Hi Cara. I’m not 100%, but I think it should be fine. Just use a smaller amount of peanut butter.
Shannon M. says
These look delicious! I’ve always liked chocolate dipped pretzels – what a great idea to add peanut butter. Growing up, my mom made lots of treats at Christmas using melted chocolate. She always used a double boiler to melt the chocolate – to keep the chocolate from burning. It also worked well for dipping. We’d just take the pot off the stove and dip right in the double boiler. The hot water in the pan helped keep the chocolate warm.
Ralph Shields (@RalpShields) says
Sherry Harrington says
I’m gonna makes these today for the Ducks v Ohio game! GO DUCKS!!!
Woot!!! Enjoy 🙂
Ugh, this came out horrible! My chocolate was hard to dip even though I warmed it slowly… I normally dip pretzels and fruit in dark chocolate and have never had a problem, so I don’t know if there’s a difference in the consistency of different types of chocolate, but this was such a disappointment. Also, the peanut butter immediately started to mix with the white chocolate and it ended up as a clumpy mess 🙁
Hi Colleen. I’m sorry to hear this recipe was a disappointment. It’s one of my favorites and many readers have loved it as well. There are two things that come to mind in regard to your complaints: 1) White chocolate can be finicky and some will not melt if they contain too many artificial ingredients. I typically use pure white chocolate, which is more yellow than actually white. Also, did you add the oil called for in the chocolate? The oil is what helps it melt silky smooth. 2) Did you freeze the pretzels once filled with peanut butter? This step is mandatory and if done properly ensures the peanut butter will not bleed into the chocolate when dipped.
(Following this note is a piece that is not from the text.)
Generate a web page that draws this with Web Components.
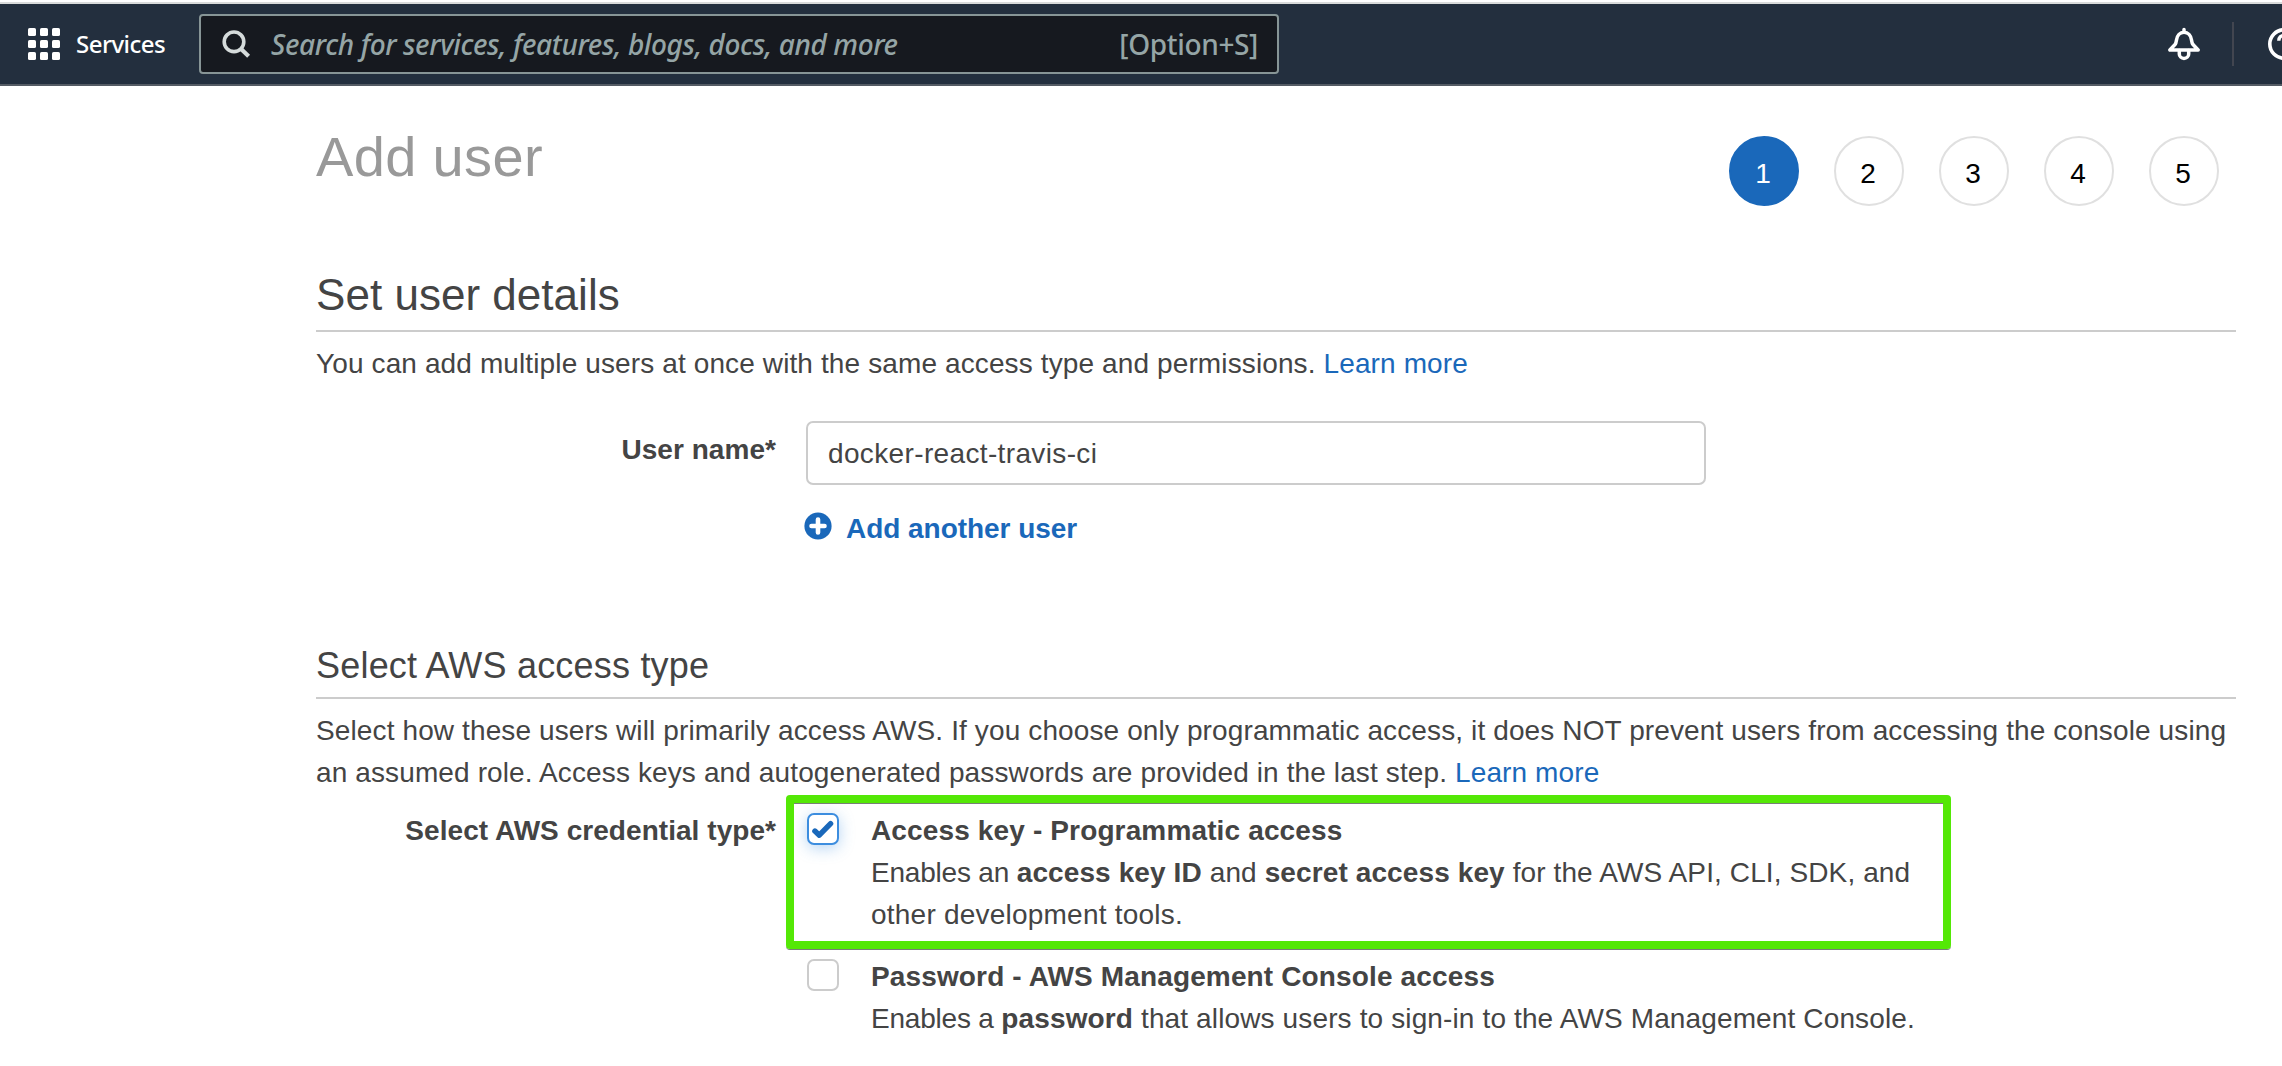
<!DOCTYPE html>
<html lang="en">
<head>
<meta charset="utf-8">
<title>Add user</title>
<style>
  html, body { margin: 0; height: 100%; overflow: hidden; background: #fff; }
  body { font-family: "Liberation Sans", Arial, sans-serif; font-size: 28px; line-height: 42px; letter-spacing: .12px; color: #444; }
</style>
</head>
<body>
<add-user-page></add-user-page>
<script>
const define = (name, html) => {
  const tpl = document.createElement('template');
  tpl.innerHTML = html;
  customElements.define(name, class extends HTMLElement {
    constructor() {
      super();
      this.attachShadow({ mode: 'open' }).append(tpl.content.cloneNode(true));
    }
  });
};

define('search-box', `
<style>
  :host { display: flex; align-items: center; box-sizing: border-box; width: 1080px; height: 60px; padding: 0 19px 0 20px;
    border: 2px solid #879596; border-radius: 4px; background: #16191f; color: #95a5a6; line-height: 40px; font-weight: 500; }
  svg { flex: none; width: 30px; height: 30px; margin-right: 20px; }
  .hint { flex: 1; font-style: italic; letter-spacing: -.38px; }
  .key { letter-spacing: -.35px; }
</style>
<svg viewBox="0 0 30 30" fill="none" stroke="#d5dbdb"><circle cx="13" cy="12.8" r="9.8" stroke-width="3.6"/><path d="M19.6 19.6 27.6 27.2" stroke-width="4.2"/></svg>
<span class="hint">Search for services, features, blogs, docs, and more</span>
<span class="key">[Option+S]</span>`);

define('top-nav', `
<style>
  :host { display: flex; align-items: flex-start; box-sizing: border-box; height: 84px; margin-top: 2px; background: #232f3e;
    border-top: 2px solid #d9dbdb; border-bottom: 2px solid #545b64; font-family: "Noto Sans", sans-serif; overflow: hidden; }
  .grid { flex: none; width: 32px; height: 32px; margin: 24px 16px 0 28px; }
  .services { width: 123px; margin-top: 20px; line-height: 40px; font-size: 24px; font-weight: 500; letter-spacing: -.55px; color: #fff; }
  search-box { flex: none; margin-top: 10px; }
  .bell { flex: none; width: 34px; height: 34px; margin: 23px 31px 0 auto; }
  .rule { flex: none; width: 2px; height: 44px; margin: 18px 33px 0 0; background: #424650; }
  .help { flex: none; width: 34px; height: 34px; margin: 23px -19px 0 0; }
</style>
<svg class="grid" viewBox="0 0 32 32" fill="#fff">
  <rect width="8" height="8" rx="1.6"/><rect x="12" width="8" height="8" rx="1.6"/><rect x="24" width="8" height="8" rx="1.6"/>
  <rect y="12" width="8" height="8" rx="1.6"/><rect x="12" y="12" width="8" height="8" rx="1.6"/><rect x="24" y="12" width="8" height="8" rx="1.6"/>
  <rect y="24" width="8" height="8" rx="1.6"/><rect x="12" y="24" width="8" height="8" rx="1.6"/><rect x="24" y="24" width="8" height="8" rx="1.6"/>
</svg>
<span class="services">Services</span>
<search-box></search-box>
<svg class="bell" viewBox="0 0 34 34" fill="none" stroke="#fff" stroke-width="3.5" stroke-linejoin="round" stroke-linecap="round">
  <path d="M17 2.6V5M2.8 22.9h28.4L26 17.6c-1-1.2-1.2-2.4-1.5-4.6C23.9 8.4 21 5.2 17 5.2S10.1 8.4 9.5 13c-.3 2.2-.5 3.4-1.5 4.6z"/><path d="M12.3 23.5v3.4a4.7 4.5 0 0 0 9.4 0v-3.4"/>
</svg>
<span class="rule"></span>
<svg class="help" viewBox="0 0 34 34" fill="none" stroke="#fff">
  <circle cx="17" cy="17" r="14.2" stroke-width="3.6"/><path d="M11.8 13.8c0-3.4 2.2-5.4 5.2-5.4s5.2 2 5.2 4.8c0 3-5.2 3.4-5.2 6.8M17 22.6v3.2" stroke-width="3.4"/>
</svg>`);

define('wizard-step', `
<style>
  :host { display: block; box-sizing: border-box; width: 70px; height: 70px; border: 2px solid #e0e0e0; border-radius: 50%;
    text-align: center; line-height: 71px; letter-spacing: 0; color: #000; }
  :host([active]) { background: #1a68ba; border-color: #1a68ba; color: #fff; }
  slot { display: block; margin-left: -2px; }
</style>
<slot></slot>`);

define('section-heading', `
<style>
  :host { display: block; border-bottom: 2px solid #ccc; box-sizing: border-box; }
  :host([level="2"]) { height: 67px; line-height: 60px; font-size: 44px; letter-spacing: .03px; }
  :host([level="3"]) { height: 57px; line-height: 48px; font-size: 36px; letter-spacing: .2px; }
</style>
<slot></slot>`);

define('text-link', `<style>:host { display: inline; color: #1a68ba; }</style><slot></slot>`);

define('form-row', `
<style>
  :host { display: grid; grid-template-columns: 460px 1fr; column-gap: 30px; }
  .label { text-align: right; font-weight: bold; letter-spacing: .05px; padding-top: var(--label-offset, 0); }
</style>
<div class="label"><slot name="label"></slot></div>
<div><slot></slot></div>`);

define('text-field', `
<style>
  :host { display: block; box-sizing: border-box; width: 900px; height: 64px; padding-left: 20px; line-height: 61px;
    border: 2px solid #ccc; border-radius: 7px; letter-spacing: .36px; }
</style>
<slot></slot>`);

define('add-link', `
<style>
  :host { display: flex; align-items: center; gap: 14px; margin-left: -2px; color: #1a68ba; font-weight: bold; letter-spacing: -.04px; }
  svg { width: 28px; height: 28px; margin-top: -6px; }
</style>
<svg viewBox="0 0 28 28"><circle cx="14" cy="14" r="13.6" fill="#1a68ba"/><path d="M14 7.5v13M7.5 14h13" stroke="#fff" stroke-width="4.6" stroke-linecap="round"/></svg>
<slot></slot>`);

define('check-option', `
<style>
  :host { display: grid; grid-template-columns: 32px 1060px; column-gap: 32px; margin-left: 1px; position: relative; }
  .box { box-sizing: border-box; width: 32px; height: 32px; margin-top: 3px; border: 2px solid #ccc; border-radius: 7px; background: #fff; }
  svg { display: none; width: 28px; height: 28px; }
  :host([checked]) .box { border-color: #3c8ddf; box-shadow: 0 3px 15px rgba(60, 141, 223, .38); }
  :host([checked]) svg { display: block; }
  .title { font-weight: bold; letter-spacing: .14px; }
  .mark { display: none; position: absolute; box-sizing: border-box; left: -21px; top: -15px; width: 1165px; height: 154px;
    border: 8px solid #54e806; border-radius: 4px; box-shadow: 0 1px 0 #777f77, inset 0 1px 0 #777f77; }
  :host([highlighted]) .mark { display: block; }
</style>
<div class="mark"></div>
<div class="box"><svg viewBox="0 0 28 28" fill="none" stroke="#1a68ba" stroke-width="5.4" stroke-linecap="round" stroke-linejoin="round"><path d="M5.9 16l4.4 4.2L21.6 8.6"/></svg></div>
<div><div class="title"><slot name="title"></slot></div><div><slot></slot></div></div>`);

define('add-user-page', `
<style>
  :host { display: flow-root; height: 1066px; }
  main { width: 1920px; margin-left: 316px; }
  header { display: flex; justify-content: space-between; height: 179px; }
  h1 { margin: 41px 0 0; font-size: 56px; line-height: 60px; font-weight: normal; letter-spacing: .35px; color: #999; }
  .steps { display: flex; gap: 35px; margin: 50px 17px 0 0; }
  .name { margin-top: 36px; height: 64px; --label-offset: 8px; }
  .add { margin-top: 23px; }
  .access { margin-top: 92px; }
  p { margin: 11px 0 0; }
  .type { margin-top: 16px; }
  .second { margin-top: 20px; letter-spacing: .13px; }
  .first { letter-spacing: .11px; }
  .lead { letter-spacing: -.2px; }
  .wide { letter-spacing: .22px; }
</style>
<top-nav></top-nav>
<main>
  <header>
    <h1>Add user</h1>
    <div class="steps"><wizard-step active>1</wizard-step><wizard-step>2</wizard-step><wizard-step>3</wizard-step><wizard-step>4</wizard-step><wizard-step>5</wizard-step></div>
  </header>
  <section-heading level="2">Set user details</section-heading>
  <p>You can add multiple users at once with the same access type and permissions. <text-link>Learn more</text-link></p>
  <form-row class="name"><span slot="label">User name*</span><text-field>docker-react-travis-ci</text-field></form-row>
  <form-row class="add"><add-link>Add another user</add-link></form-row>
  <section-heading class="access" level="3">Select AWS access type</section-heading>
  <p>Select how these users will primarily access AWS. If you choose only programmatic access, it does NOT prevent users from accessing the console using<br>an assumed role. Access keys and autogenerated passwords are provided in the last step. <text-link>Learn more</text-link></p>
  <form-row class="type"><span slot="label">Select AWS credential type*</span>
    <check-option class="first" checked highlighted><span slot="title">Access key - Programmatic access</span><span class="lead">Enables an </span><b>access key ID</b> and <b>secret access key</b> for the AWS API, CLI, SDK, and<br><span class="wide">other development tools.</span></check-option>
    <check-option class="second"><span slot="title">Password - AWS Management Console access</span><span class="lead">Enables a </span><b>password</b> that allows users to sign-in to the AWS Management Console.</check-option>
  </form-row>
</main>`);
</script>
</body>
</html>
If you have any additional questions, please let me know!
I followed the instructions as stated and I used Ghirardelli White Chocolate. Not sure if that’s a good white chocolate for dipping or not.. Anyway, what I ended up doing was using some Ghirardelli Semi-Sweet Chocolate to coat the pretzels and then the white chocolate just as a drizzle. That seemed to work much better. Also, even though I froze the peanut butter covered pretzels for 35 minutes they still were sticky and hard to work with. Maybe mixing the peanut butter with some powdered sugar would help. In the end, the pretzels did end up tasting pretty yummy, so I’m happy about that. 🙂
Perhaps it is just an editing error, but for 20 pretzels needing 1-2 Tablespoons of peanut butter each, 1/2 cup seems too little! There are 16 tablespoons in a cup, so 1/2 cup of peanut butter would make 4-8 pretzels in this recipe! In any case, I have plenty of PB in the cupboard and these look delicious!
Hi Ronnadae. Great point. I will increase the amount called for.
I do not like white chocolate, so I’d like to make these with chocolate… What type of chocolate would you recommend to replace the white? Milk chocolate? Dark? Semi-sweet?
Hi Eleo. I think milk, dark, or semi-sweet would work great!
Ashley~ Can say that you are a genius! This was missing from my life and I didn’t even know it! I love this recipe! It is now my new favorite candy. I will tell you that I wanted to be lazy and I didn’t want to dip each one individually so I laid out the pretzels on parchment paper and stuffed it with the pb (then froze them mandatory step) then I melted almond bark and spread it all over the tray then put it in the fridge to firm up once firm I took it out then flipped the whole tray over onto another sheet of parchment paper them coated that side with more almond bark them did the chocolate drizzle and then sprinkled on the toffee bits. then returned it to the fridge and let it set. Once set I took it out and hit it with a mallet to break it up and and had pretzel toffee bark. I’m hooked! It’s like crack! Your way is much better, mine is a little messier but just as pretty and yummy. Also for all the people that said they can’t melt chocolate tell them to used almond bark, candy quick (both can be found at Target), or candy melts (found at Micheals). I did add a little shortening when melting in the microwave because I wanted to thin it out a bit for spreading. Thank you for my new favorite recipe! I’m in love with it! I wish I could attach the pics here
Thank you so much, Renee!!! Your adaptions sound delicious. Do you have facebook or instagram? You can always tag your photos #bakerbynature or upload them on facebook to share 🙂 I would love to see them! xoxo
Ashley I direct messaged you the pics on Instagram. I hope you like them.
Renee, I LOVED seeing your pictures! Thank you for letting me take a peek 🙂
Chris Cole says
What can you use other than coconut oil?